The Battle of Talas in 751, which saw Arab and Tang Chinese forces clash in Central Asia, marked the end of Chinese influence in the region. The Sogdians, caught between these powers, lost whatever political space they had maintained. Over the following centuries, their language was replaced by Persian and later by Turkic languages. Their Zoroastrian and Manichaean religious traditions gave way to Islam. Their cities were transformed, rebuilt, and eventually, in some cases, buried.
By the 10th century, Sogdian as a living language was effectively dead, though it survived as a liturgical language in some Zoroastrian communities for centuries longer. The Sogdians were absorbed into the broader Islamic world, their distinctive identity dissolved into new cultural formations.
Why They Matter
The recovery of Sogdian history has fundamentally changed how historians think about the Silk Road. The old model imagined goods passing from hand to hand across Asia, each trader moving goods a short distance before selling them to the next. The Sogdian evidence shows something more sophisticated: an integrated commercial network with permanent colonies, multi-generational business relationships, sophisticated credit systems, and a shared cultural identity that facilitated trust across enormous distances.
The Sogdian alphabet, adapted to write their language, was also the ancestor of several important scripts, including the Old Uyghur script that Genghis Khan's chancellery later used, and through that, the Mongolian and Manchu scripts still in use today. Their linguistic legacy outlasted their political existence by centuries.
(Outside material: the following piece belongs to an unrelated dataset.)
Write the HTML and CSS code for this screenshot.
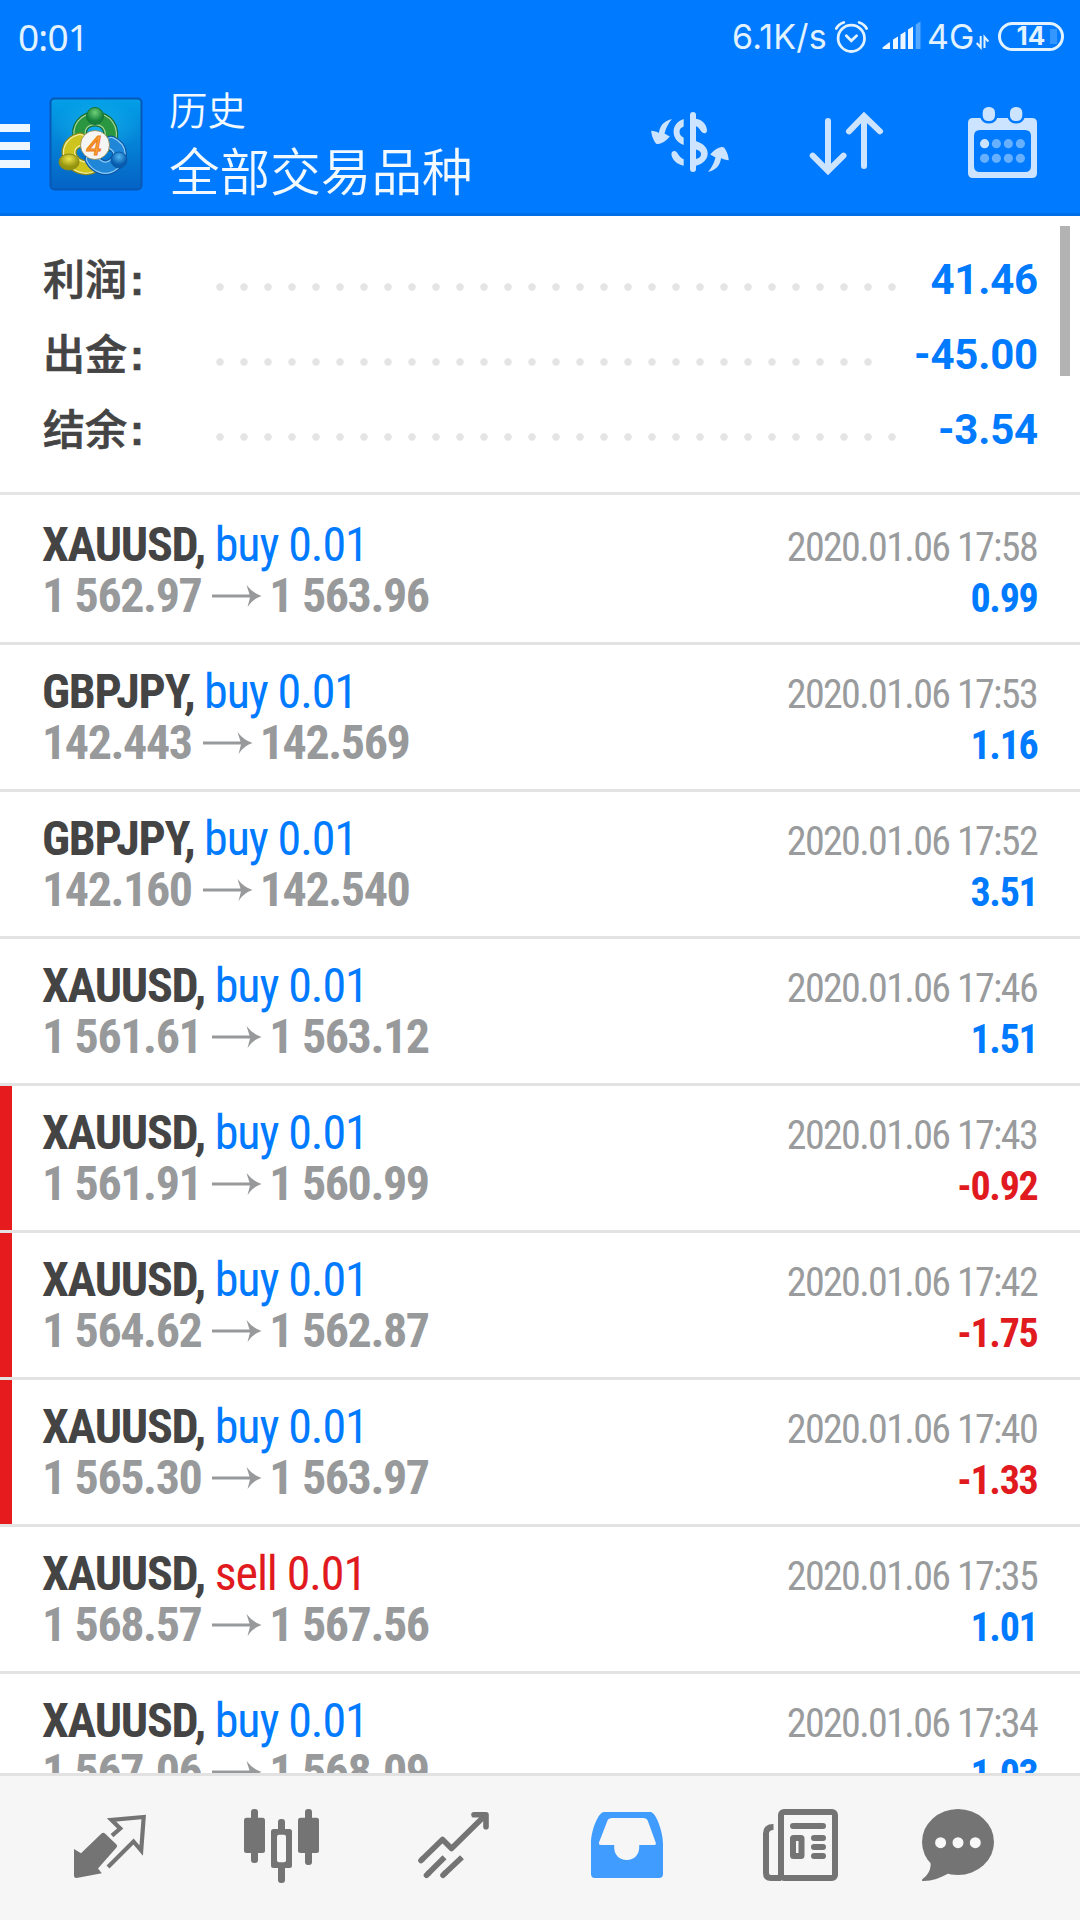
FILE: index.html
```html
<!DOCTYPE html>
<html lang="zh-CN">
<head>
<meta charset="utf-8">
<title>历史</title>
<link rel="stylesheet" href="styles.css">
</head>
<body>
<div class="app">
  <header class="header">
    <div class="status">
      <span class="clock">0:01</span>
      <span class="speed">6.1K/s</span>
      <svg class="status-icons" viewBox="834 18 90 38" width="90" height="38" fill="none" stroke="#e2f2ff" stroke-width="2.8" stroke-linecap="round">
        <circle cx="851.3" cy="38.3" r="13.2"/>
        <path d="M846.3 35.7l5 5 5.3-5M836.3 28.5q2.500-4.500 7.500-6M866.600 28.500q-2.500-4.500-7.500-6"/>
        <g fill="#eef7ff" stroke="none">
          <path d="M882.500 47.500L889 42.500q1-.5 1 .5v6h-6.500q-1.500 0-1-1.500zM893 39.500l5-3V49h-5zM900.500 34.500l5-3V49h-5zM908 29.500l5-3V49h-5z"/>
          <path fill="#55a8ff" d="M915.700 24.500l4.800-3V49h-4.800z"/>
        </g>
      </svg>
      <span class="net">4G</span>
      <svg class="data" viewBox="976 34 14 16" width="14" height="16" fill="none" stroke="#e2f2ff" stroke-width="2"><path d="M981.700 36v11.500l-4-4.500M985.500 48V37l3.800 4.500"/></svg>
      <span class="battery"><span class="level">14</span></span>
    </div>
    <div class="toolbar">
      <span class="menu"><i></i><i></i><i></i></span>
      <svg class="logo" viewBox="0 0 94 94" width="94" height="94">
        <defs>
          <linearGradient id="sky" x2="0" y2="1"><stop stop-color="#03a0e8"/><stop offset="1" stop-color="#0562c4"/></linearGradient>
          <radialGradient id="glow"><stop stop-color="#1cc0f0" stop-opacity=".6"/><stop offset="1" stop-color="#1cc0f0" stop-opacity="0"/></radialGradient>
          <radialGradient id="gh" cy=".3"><stop stop-color="#6fcf78"/><stop offset="1" stop-color="#15803a"/></radialGradient>
          <radialGradient id="yh" cy=".3"><stop stop-color="#eee64a"/><stop offset="1" stop-color="#95940f"/></radialGradient>
          <radialGradient id="bh" cy=".3"><stop stop-color="#50b5ee"/><stop offset="1" stop-color="#075caf"/></radialGradient>
        </defs>
        <rect x="1.500" y="1.500" width="91" height="91" rx="4" fill="url(#sky)" stroke="#0759b5" stroke-width="2"/>
        <ellipse cx="47" cy="30" rx="44" ry="28" fill="url(#glow)"/>
        <g fill="none" stroke-linecap="round">
          <path stroke="#17702c" stroke-width="15" d="M32 43C27 30 36 22 46 22s20 8 14 25"/>
          <path stroke="#a3d49a" stroke-width="12.500" d="M32 43C27 30 36 22 46 22s20 8 14 25"/>
          <path stroke="#2b9640" stroke-width="10" d="M32 43C27 30 36 22 46 22s20 8 14 25"/>
          <path stroke="#8d8a10" stroke-width="15" d="M31 43c-11 3-13 12-9 19s14 11 22 7"/>
          <path stroke="#f3efa0" stroke-width="12.500" d="M31 43c-11 3-13 12-9 19s14 11 22 7"/>
          <path stroke="#cdc41d" stroke-width="10" d="M31 43c-11 3-13 12-9 19s14 11 22 7"/>
          <path stroke="#0a57a8" stroke-width="15" d="M62 46c11 5 11 16 2 22-8 6-17 1-21-6"/>
          <path stroke="#8ccbf5" stroke-width="12.500" d="M62 46c11 5 11 16 2 22-8 6-17 1-21-6"/>
          <path stroke="#1f86d8" stroke-width="10" d="M62 46c11 5 11 16 2 22-8 6-17 1-21-6"/>
        </g>
        <circle cx="46" cy="19" r="8.500" fill="url(#gh)" stroke="#167235"/>
        <ellipse cx="20" cy="65" rx="10" ry="8" fill="url(#yh)" stroke="#8b8b19"/>
        <circle cx="70" cy="63" r="8" fill="url(#bh)" stroke="#0b5ba4"/>
        <circle cx="46" cy="48" r="14.500" fill="#f5f5f3" stroke="#887a3a" stroke-width=".7"/>
        <text class="logo-num" x="45" y="57.500" text-anchor="middle">4</text>
      </svg>
      <div class="titles">
        <div class="title-small">历史</div>
        <div class="title-large">全部交易品种</div>
      </div>
      <div class="actions">
        <svg class="currency" viewBox="650 104 80 76" width="80" height="76" fill="#cce4ff">
          <rect x="690" y="112" width="6" height="60" rx="3"/>
          <path d="M683.700 119c-6.500 2-10.100 7-10.100 12.700s3.600 11 10.100 13.200v-7.200c-2.700-1.600-4.200-3.300-4.200-6s1.500-4 4.200-5.200zM695.500 118.700c8 1 11.500 7 11.500 12 0 2.500-3 3.500-5 1.500-2.500-3-3-5-6.500-6.300zM695.500 141c8.200 2.500 12.200 7 12.200 12.500s-4.200 10.500-12.200 12.400v-6.800c4.200-.7 5.500-2.600 5.500-5s-1.500-3.800-5.500-4.700zM683.700 165.700c-7-1.500-11.500-6-12.300-11-.3-3.500 3.500-5 5.800-2 2 3 3.500 5.500 6.500 6.500z"/>
          <path id="swap" d="M671.900 119c-9 2.500-12 7-13 14-2-1.500-5-2-7.700-2.300.3 5.300 2.800 10.300 4.800 12.800q1 .8 2.500.5c4.500-1 8.500-4 11.300-7.500l-5.300-3c1.500-5.500 3.500-9.500 7.400-14.500z"/>
          <use href="#swap" transform="rotate(180 690 145.500)"/>
        </svg>
        <svg viewBox="806 104 80 76" width="80" height="76" fill="none" stroke="#cce4ff" stroke-width="6" stroke-linecap="round">
          <path d="M828 121v48M812.700 155.700l15.300 15.300 15.500-15.300M864 166v-48M849 131.300l15-15.300 16 15.300"/>
        </svg>
        <svg viewBox="963 104 80 76" width="80" height="76" fill="#cce4ff">
          <path fill-rule="evenodd" d="M973 118h59q5 0 5 5v50q0 5-5 5h-59q-5 0-5-5v-50q0-5 5-5zm7 12q-6 0-6 6v30q0 6 6 6h45q6 0 6-6v-30q0-6-6-6z"/>
          <g stroke="#007aff" stroke-width="5" paint-order="stroke"><rect x="982.700" y="107" width="12.300" height="14" rx="5.500"/><rect x="1010" y="107" width="12.300" height="14" rx="5.500"/></g>
          <circle cx="984.600" cy="143.700" r="4.600"/>
          <g fill="#66b0ff"><circle cx="996.400" cy="143.700" r="4.600"/><circle cx="1008.400" cy="143.700" r="4.600"/><circle cx="1020.400" cy="143.700" r="4.600"/><circle cx="984.600" cy="158.300" r="4.600"/><circle cx="996.400" cy="158.300" r="4.600"/><circle cx="1008.400" cy="158.300" r="4.600"/><circle cx="1020.400" cy="158.300" r="4.600"/></g>
        </svg>
      </div>
    </div>
  </header>

  <main class="content">
    <span class="scrollbar"></span>
    <section class="summary">
      <div class="total"><span class="label">利润<b>:</b></span><span class="dots"></span><span class="amount">41.46</span></div>
      <div class="total"><span class="label">出金<b>:</b></span><span class="dots short"></span><span class="amount">-45.00</span></div>
      <div class="total"><span class="label">结余<b>:</b></span><span class="dots"></span><span class="amount">-3.54</span></div>
    </section>
    <section class="deals" id="deals"></section>
  </main>

  <nav class="tabs">
    <svg viewBox="70 1805 80 80" width="80" height="80"><path fill="#747474" d="M74 1849l7 4.300L101.500 1833.500q1.800-1.500 3.500 0L116.500 1844.500q1.300 1.500 0 3L98 1868.500l3.800 4.800-25.300 4.700q-2.500 0-2.500-2.500z"/><path fill="none" stroke="#747474" stroke-width="4.200" d="M112 1835.700l8.200-7.200-8.700-8.500 32.200-3-2.500 33.500-7.700-9-25.500 25.500"/></svg>
    <svg viewBox="242 1805 80 80" width="80" height="80" fill="#747474"><rect x="244" y="1817.700" width="21" height="35.300" rx="2.500"/><rect x="251" y="1809" width="7" height="54" rx="3"/><rect x="298" y="1817.700" width="21" height="35.300" rx="2.500"/><rect x="305" y="1809" width="7" height="56" rx="3"/><rect x="278" y="1819" width="7" height="64" rx="3"/><rect x="271" y="1829" width="21" height="39" rx="2.500"/><rect x="277" y="1834.700" width="9" height="27.500" rx="2" fill="#f6f6f6"/></svg>
    <svg viewBox="414 1805 80 80" width="80" height="80" fill="none" stroke="#747474" stroke-width="5.600"><path stroke-linejoin="round" d="M422 1859.500l20.500-20 9 9L485 1815.500M428 1873.700l16.500-16.500M444.500 1873.700l17.500-16.500"/><path stroke-linecap="round" stroke-linejoin="round" d="M474 1814.800h12v12M421 1860.500l1-1M426.500 1875.200l2-2M443 1875.200l2-2"/></svg>
    <svg class="tab-history" viewBox="587 1805 80 80" width="80" height="80" fill="#409cff"><path fill-rule="evenodd" d="M604 1812h46.500c5.500 0 12.500 20 12.500 31.500V1874q0 4-4 4h-64q-4 0-4-4v-30.500C591 1830 598.500 1812 604 1812zm8 6q-3.500 0-4.500 2.500l-8.500 22q-.5 2.500 2 2.500h13.200v2.500c0 7 5 12.500 12.500 12.500s12.500-5.500 12.500-12.500v-2.500h15q2.300 0 1.500-2.500l-8-22q-1-2.500-4-2.500z"/></svg>
    <svg class="tab-news" viewBox="761 1805 80 80" width="80" height="80" fill="none" stroke="#747474" stroke-width="6"><rect x="781" y="1812" width="54" height="66" rx="3"/><path d="M773.500 1827q-7.500 0-7.500 6.500V1873q0 5 5 5h10"/><path d="M793 1826h30M814 1838h9M814 1847h9M814 1856h9" stroke-linecap="round"/><rect x="793" y="1838" width="8.500" height="18" rx=".5"/></svg>
    <svg class="tab-chat" viewBox="918 1805 80 80" width="80" height="80" fill="#747474"><ellipse cx="958" cy="1842" rx="36" ry="33"/><path d="M930.500 1862c1 7-2.500 13-8 17q-1.500 2 1 2c9 0 16.500-3 25-7.500z"/><g fill="#f8f8f8"><circle cx="940.600" cy="1842.700" r="5.500"/><circle cx="958" cy="1842.700" r="5.500"/><circle cx="975.300" cy="1842.700" r="5.500"/></g></svg>
  </nav>
</div>
<script src="deals.js"></script>
</body>
</html>
```
FILE: styles.css
```css
* { box-sizing: border-box; }
body { margin: 0; background: #fff; }
.app {
  width: 1080px;
  height: 1920px;
  display: flex;
  flex-direction: column;
  overflow: hidden;
  font-family: Roboto, "Noto Sans CJK SC", sans-serif;
}

.header {
  height: 216px;
  flex: none;
  background: #007aff;
  border-bottom: 3px solid #006ee4;
}
.status {
  height: 74px;
  display: flex;
  align-items: center;
  padding: 0 16px 0 18px;
  color: #e2f2ff;
  font-family: Inter, sans-serif;
  font-size: 34px;
  line-height: 74px;
}
.clock { font-family: "Noto Sans", sans-serif; font-size: 37px; letter-spacing: -0.8px; flex: 1; }
.speed { width: 102px; white-space: nowrap; letter-spacing: 0.2px; }
.net { width: 48px; margin-left: 3px; margin-right: 1px; }
.data { margin-top: 10px; margin-left: -1px; }
.battery {
  width: 66px;
  height: 29px;
  margin-left: 9px;
  margin-bottom: 2px;
  border: 3px solid #e2f2ff;
  border-radius: 15px;
  display: flex;
  align-items: center;
  justify-content: center;
  background: linear-gradient(#3397ff, #3397ff) 49px 4px / 7px 15px no-repeat;
}
.level { font-size: 26px; font-weight: 700; line-height: 24px; }

.toolbar { height: 139px; display: flex; align-items: flex-start; }
.menu { width: 30px; margin-top: 50px; display: flex; flex-direction: column; gap: 10px; }
.menu i { height: 8px; background: #eef6ff; }
.logo { margin: 23px 0 0 19px; }
.logo-num { font: italic 400 27px "Liberation Sans", sans-serif; fill: #ffae3c; stroke: #ee7d1c; stroke-width: 1.2px; }
.titles { margin: 10px 0 0 26px; color: #f2f9ff; font-weight: 350; font-family: "Noto Sans CJK SC", sans-serif; }
.title-small { font-size: 38.5px; line-height: 48px; }
.title-large { font-size: 50.6px; line-height: 74px; }
.actions { flex: 1; display: flex; justify-content: flex-end; gap: 77px; padding: 30px 37px 0 0; }
.currency { margin-right: -1px; }

.content { flex: 1; min-height: 0; overflow: hidden; position: relative; }
.scrollbar { position: absolute; right: 10px; top: 10px; width: 10px; height: 150px; background: #b3b3b3; }
.summary { height: 279px; padding: 26px 42px 0 43px; border-bottom: 3px solid #e5e5e5; }
.total { height: 75px; display: flex; align-items: center; }
.label {
  width: 165px;
  margin-top: -3px;
  color: #444;
  font: 500 42px/75px "Noto Sans CJK SC", sans-serif;
  -webkit-text-stroke: 0.7px #444;
  white-space: nowrap;
}
.label b { font-family: "Liberation Sans", sans-serif; font-weight: 700; margin-left: 3px; }
.dots {
  width: 696px;
  height: 24px;
  margin-top: 15px;
  background: radial-gradient(circle, #e4e4e4 3.3px, transparent 4.2px) 0 0 / 24px 24px;
}
.dots.short { width: 672px; }
.amount { flex: 1; text-align: right; color: #007aff; font-size: 42px; font-weight: 700; letter-spacing: -0.2px; }

.deals { padding-top: 3px; }
.deal {
  height: 147px;
  padding: 21px 42px 0 42px;
  border-bottom: 3px solid #e3e3e3;
}
.deal.loss { padding-left: 30px; border-left: 12px solid #e51b1e; border-bottom: 0; height: 144px; margin-bottom: 3px; box-shadow: 0 3px #e3e3e3; }
.line {
  display: flex;
  align-items: baseline;
  justify-content: space-between;
  height: 51px;
  font-family: "Roboto Condensed", Roboto, sans-serif;
  font-stretch: 75%;
  font-size: 48px;
  line-height: 51px;
  letter-spacing: -1.35px;
  white-space: pre;
}
.symbol { font-weight: 700; color: #444; letter-spacing: -1.25px; }
.buy, .sell { letter-spacing: -1.1px; }
.buy { color: #007aff; }
.sell { color: #e01a1e; }
.prices { color: #97999b; font-weight: 700; letter-spacing: -1.4px; }
.arrow { margin: 0 7px 4px 11px; }
.time { color: #999b9d; font-size: 40px; line-height: 40px; letter-spacing: -1.65px; padding-right: 1px; }
.profit { color: #007aff; font-size: 40px; line-height: 40px; font-weight: 700; letter-spacing: -1.3px; padding-right: 0.5px; }
.profit.neg { color: #e01a1e; }

.tabs {
  height: 147px;
  flex: none;
  border-top: 3px solid #e2e2e2;
  background: #f6f6f6;
  display: flex;
  gap: 92px;
  padding: 29px 70px 0;
}
.tabs svg { flex: none; }
.tab-history { margin-left: 1px; }
.tab-news { margin-left: 2px; }
.tab-chat { margin-left: -15px; }
```
FILE: deals.js
```js
const deals = [
  ["XAUUSD", "buy", "1 562.97", "1 563.96", "17:58", "0.99"],
  ["GBPJPY", "buy", "142.443", "142.569", "17:53", "1.16"],
  ["GBPJPY", "buy", "142.160", "142.540", "17:52", "3.51"],
  ["XAUUSD", "buy", "1 561.61", "1 563.12", "17:46", "1.51"],
  ["XAUUSD", "buy", "1 561.91", "1 560.99", "17:43", "-0.92"],
  ["XAUUSD", "buy", "1 564.62", "1 562.87", "17:42", "-1.75"],
  ["XAUUSD", "buy", "1 565.30", "1 563.97", "17:40", "-1.33"],
  ["XAUUSD", "sell", "1 568.57", "1 567.56", "17:35", "1.01"],
  ["XAUUSD", "buy", "1 567.06", "1 568.09", "17:34", "1.03"]
];
const arrow = '<svg class="arrow" width="50" height="24" viewBox="0 0 50 24" fill="#97999b"><path d="M0 10.500h37.500L34.500 1q6 8 15 11-9 3-14 11l2.500-9.500H0z"/></svg>';
document.getElementById("deals").innerHTML = deals.map(([symbol, side, from, to, time, profit]) => {
  const loss = profit.startsWith("-");
  return `<article class="deal${loss ? " loss" : ""}">
    <div class="line"><span><span class="symbol">${symbol},</span> <span class="${side}">${side} 0.01</span></span><span class="time">2020.01.06 ${time}</span></div>
    <div class="line"><span class="prices">${from}${arrow}${to}</span><span class="profit${loss ? " neg" : ""}">${profit}</span></div>
  </article>`;
}).join("");
```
When you read about the Silk Road, you are reading about the Sogdians, even when they are not named. They built the infrastructure, human and commercial, that made that road function. Recovering their story means recovering something true about how the ancient world actually worked: not through the actions of empires alone, but through the relentless, practical, culturally curious activity of merchants who saw the whole of Eurasia as their market.